Q: When you were just a kid, did you know what you wanted to be when you grew up?
A: Not really. I was always interested in personality theory and what makes us all tick, but it was a personal passion. In school, I studied economics and business. I didn’t connect the dots to my current work until much later when I was diagnosed with cancer in my late 30s and I got very clear on what I really wanted to do with my life and it wasn’t the traditional MBA track I had been on.

Q: What was your first job?
A: My first job out of college was in consulting at Bain & Company. It was an incredible training ground and although I do very different work today, I use the skills I learned at Bain every day. I met so many bright and inspiring people there, including my husband, on my first day of work.

Q: Describe your greatest accomplishment?
A: Dealing with a breast cancer diagnosis at 38 with two small children in a way that transformed all our lives for the better. Cancer was a wake up call to change the things that were not working and a permission slip to define success on my own terms. I would not be doing the work I do today if I had not had not been able to approach cancer as a catalyst rather than a devastation.

Q: What did you learn from your biggest failure?
A: It never works to go against your nature and try to be something you’re not.

Q: Best career advice?
A: Just because you’re good at something doesn’t mean you have to do it.

Q: Best life advice?
A: Show Up, Pay Attention, Speak the Truth without Judgment or Blame. Don’t be Attached to the Outcome. Attributed to Angeles Arrien.

Q: How do you find balance between work and home?
A: I think sometimes the metaphors we use like “juggling” or “balance" do women a disservice by painting our options too narrowly. I once heard an On Being interview with Mary Catherine Bateson, author of Composing a Life who pointed out the inherent threat in the widely accepted metaphor of juggling work and family which implies something of value is always in danger of crashing to the ground. That really resonated with me. Instead she offered a metaphor of life as an improvisational art, much like playing Jazz, in which we compose and recompose a pattern in time that expresses who we are based on interests, talent and circumstances. Maybe I liked it because it speaks to life as a collage in a way, but it has stuck with me and I try to see my own life through this more creative and expansive lens as much as I can.

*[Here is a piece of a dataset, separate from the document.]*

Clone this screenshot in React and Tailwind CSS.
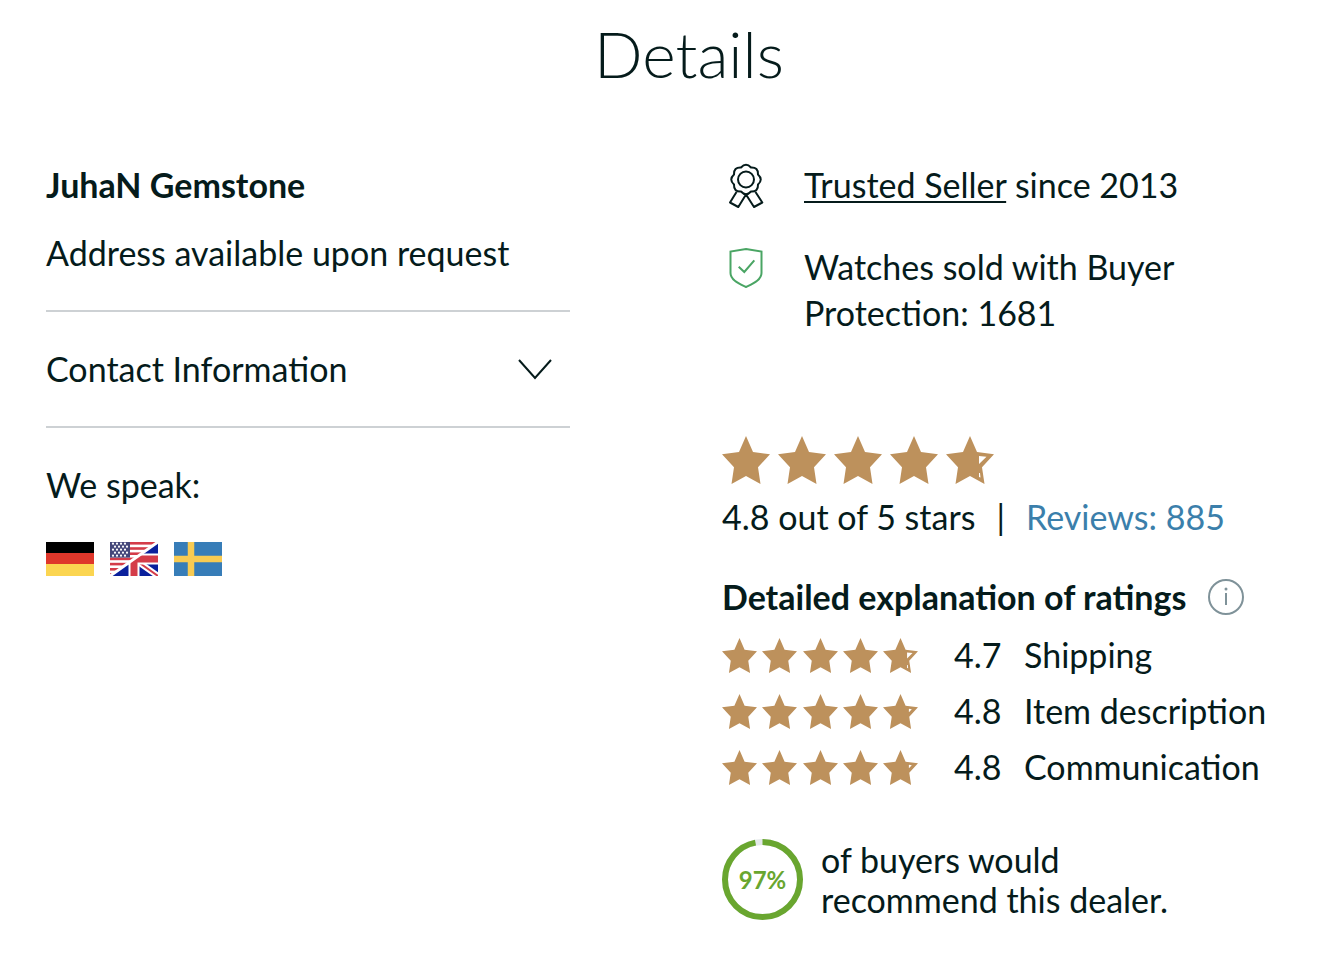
import React from "react";

const STAR_PATH =
  "M24 0 31 16 48 18.3 36 31.3 38.5 48 24 40 9.5 48 12 31.3 0 18.3 17 16Z";

// Unfilled part of the last star
const HOLLOW_WIDE = "M33 20V28L40.5 20.700ZM33 37V41L34.5 41.500 34 37Z";
const HOLLOW_NARROW = "M35.5 20.300V25L39.5 20.800Z";

const ratings = [
  { score: "4.7", label: "Shipping", hollow: HOLLOW_WIDE },
  { score: "4.8", label: "Item description", hollow: HOLLOW_NARROW },
  { score: "4.8", label: "Communication", hollow: HOLLOW_NARROW },
];

const Stars = ({ small, hollow, label }) => (
  <div
    className={small ? "flex w-[196px] justify-between" : "flex gap-2"}
    role="img"
    aria-label={label}
  >
    {[0, 1, 2, 3, 4].map((i) => (
      <svg
        key={i}
        viewBox="0 0 48 48"
        className={small ? "size-[35px]" : "size-12"}
        fill="#bd915c"
        aria-hidden="true"
      >
        <path d={i === 4 ? STAR_PATH + hollow : STAR_PATH} fillRule="evenodd" />
      </svg>
    ))}
  </div>
);

const AwardIcon = () => (
  <svg viewBox="0 0 48 48" className="size-12 shrink-0" fill="none" stroke="#051b1b" strokeWidth="2" strokeLinejoin="round" aria-hidden="true">
    <path d="M19 5.500Q24 0 29 5.500 36.400 5.100 36 12.500 41.500 17.500 36 22.500 36.400 29.900 29 29.500 24 35 19 29.500 11.600 29.900 12 22.500 6.500 17.500 12 12.500 11.600 5.100 19 5.500Z" />
    <circle cx="24" cy="17.500" r="8" />
    <path d="M14.500 30 8 40.500 16.300 45 24 32.500 32 45 40.300 40.500 33.500 30" />
  </svg>
);

const ShieldIcon = () => (
  <svg viewBox="0 0 48 48" className="size-12 shrink-0" fill="none" stroke="#4aa564" strokeWidth="2" aria-hidden="true">
    <path d="M24 5 39.500 7.500V29C39.500 36 31 39.500 24 43 17 39.500 8.500 36 8.500 29V7.500Z" />
    <path d="m16.700 22.700 5.600 5.300 10-11.700" />
  </svg>
);

const GermanFlag = () => (
  <svg viewBox="0 0 48 34" className="h-[34px] w-12" role="img" aria-label="German">
    <rect width="48" height="12" fill="#000" />
    <rect y="11" width="48" height="12" fill="#df372b" />
    <rect y="22" width="48" height="12" fill="#fbd551" />
  </svg>
);

const EnglishFlag = () => (
  <svg viewBox="0 0 48 34" className="h-[34px] w-12" role="img" aria-label="English">
    <defs>
      <clipPath id="uk-half">
        <path d="M48 0V34H0Z" />
      </clipPath>
    </defs>
    <rect width="48" height="34" fill="#fff" />
    {[0, 5.2, 10.4, 15.6, 20.8, 26, 31.2].map((y) => (
      <rect key={y} y={y} width="48" height="2.600" fill="#d43c49" />
    ))}
    <rect width="20" height="15.600" fill="#44477a" />
    {[2, 5, 8, 11, 14].map((y, row) =>
      [3, 7, 11, 15].map((x) => (
        <circle key={`${x}-${y}`} cx={x + (row % 2) * 2} cy={y - 0.3} r="1.100" fill="#fff" />
      ))
    )}
    <g clipPath="url(#uk-half)">
      <rect width="48" height="34" fill="#0a209c" />
      <path d="M24 17 48 34" stroke="#fff" strokeWidth="6" />
      <path d="M24 17 48 34" stroke="#d43c49" strokeWidth="2" />
      <path d="M24 0V34M0 17H48" stroke="#fff" strokeWidth="11" />
      <path d="M24 0V34M0 17H48" stroke="#d43c49" strokeWidth="7" />
    </g>
    <path d="M0 34 48 0" stroke="#fff" strokeWidth="3" />
  </svg>
);

const SwedishFlag = () => (
  <svg viewBox="0 0 48 34" className="h-[34px] w-12" role="img" aria-label="Swedish">
    <rect width="48" height="34" fill="#377db8" />
    <path d="M17 0V34M0 17H48" stroke="#f8cb52" strokeWidth="6.500" />
  </svg>
);

const SellerInfo = () => (
  <section className="mr-[119px]">
    <h2 className="font-bold">JuhaN Gemstone</h2>
    <p className="mt-[22px]">Address available upon request</p>
    <button
      type="button"
      className="mt-[34px] flex w-full items-center justify-between border-y-2 border-[#cdd1d4] py-[34px] pr-[17px] text-left"
    >
      Contact Information
      <svg viewBox="0 0 36 24" className="h-6 w-9" fill="none" stroke="#051b1b" strokeWidth="2" aria-hidden="true">
        <path d="m2 3 16 18L34 3" />
      </svg>
    </button>
    <p className="mt-[34px]">We speak:</p>
    <div className="mt-[34px] flex gap-4">
      <GermanFlag />
      <EnglishFlag />
      <SwedishFlag />
    </div>
  </section>
);

const RecommendRing = () => (
  <div className="grid size-[81px] shrink-0 place-items-center">
    <svg viewBox="0 0 81 81" className="col-start-1 row-start-1 size-[81px]" fill="none" strokeWidth="6" aria-hidden="true">
      <circle cx="40.500" cy="40.500" r="37.500" stroke="#e4e8ea" />
      <circle cx="40.500" cy="40.500" r="37.500" stroke="#69a62f" pathLength="100" strokeDasharray="97 3" transform="rotate(-90 40.5 40.5)" />
    </svg>
    <span className="col-start-1 row-start-1 text-2xl font-bold text-[#69a62f]">97%</span>
  </div>
);

const SellerRatings = () => (
  <section className="pl-[33px]">
    <div className="flex gap-[34px]">
      <AwardIcon />
      <p>
        <a href="#trusted" className="underline decoration-2 underline-offset-3">
          Trusted Seller
        </a>{" "}
        since 2013
      </p>
    </div>
    <div className="mt-[34px] flex gap-[34px]">
      <ShieldIcon />
      <p>
        Watches sold with Buyer
        <br />
        Protection: 1681
      </p>
    </div>

    <div className="mt-[100px]">
      <Stars hollow={HOLLOW_WIDE} label="4.8 out of 5 stars" />
    </div>
    <p className="mt-[10px] flex">
      <span>4.8 out of 5 stars</span>
      <span className="mx-[21px]">|</span>
      <a href="#reviews" className="text-[#3b7fab]">
        Reviews: 885
      </a>
    </p>

    <div className="mt-[34px] flex items-center gap-[22px]">
      <h3 className="font-bold">Detailed explanation of ratings</h3>
      <button type="button" aria-label="More about ratings">
        <svg viewBox="0 0 36 36" className="size-9" fill="none" stroke="#7f9299" strokeWidth="2" aria-hidden="true">
          <circle cx="18" cy="18" r="17" />
          <path d="M18 14V26" />
          <circle cx="18" cy="10" r="1.500" fill="#7f9299" stroke="none" />
        </svg>
      </button>
    </div>
    <ul className="mt-3 flex flex-col gap-[10px]">
      {ratings.map((row) => (
        <li key={row.label} className="flex items-center">
          <Stars small hollow={row.hollow} label={`${row.score} out of 5 stars`} />
          <span className="ml-9 w-[70px]">{row.score}</span>
          <span>{row.label}</span>
        </li>
      ))}
    </ul>

    <div className="mt-[49px] flex items-center gap-[18px]">
      <RecommendRing />
      <p className="leading-10">
        of buyers would
        <br />
        recommend this dealer.
      </p>
    </div>
  </section>
);

const App = () => {
  return (
    <main className="min-h-screen bg-white pr-3 pb-14 pl-[46px] pt-4 font-['Lato',sans-serif] text-[34px] leading-[46px] text-[#051b1b]">
      <h1 className="text-center text-[64px] leading-[76px] font-light">Details</h1>
      <div className="mt-[70px] grid grid-cols-2">
        <SellerInfo />
        <SellerRatings />
      </div>
    </main>
  );
};

export default App;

Q: What advice would you give to young women who want to succeed in business?
A: I’d offer a favorite quote by Howard Thurman - Do not ask yourself what the world needs. Ask yourself what makes you come alive, and then go do that. Because what the world needs is people who have come alive. I believe it with every fiber of my being.

Q: What inspires you most about Chicago?
A: That feeling we all have on first warm day in spring.

Q: What movie, no matter how many times you've seen it, would you still watch again?
A: The Parent Trap. I loved the original as a kid and I never get tired of watching the new one with the once adorable Lindsay Lohan.

Q: Is there a book that you would recommend that every young woman should read?
A: The Untethered Soul. I think it should be required reading for everybody. It’s like a manual for being human well.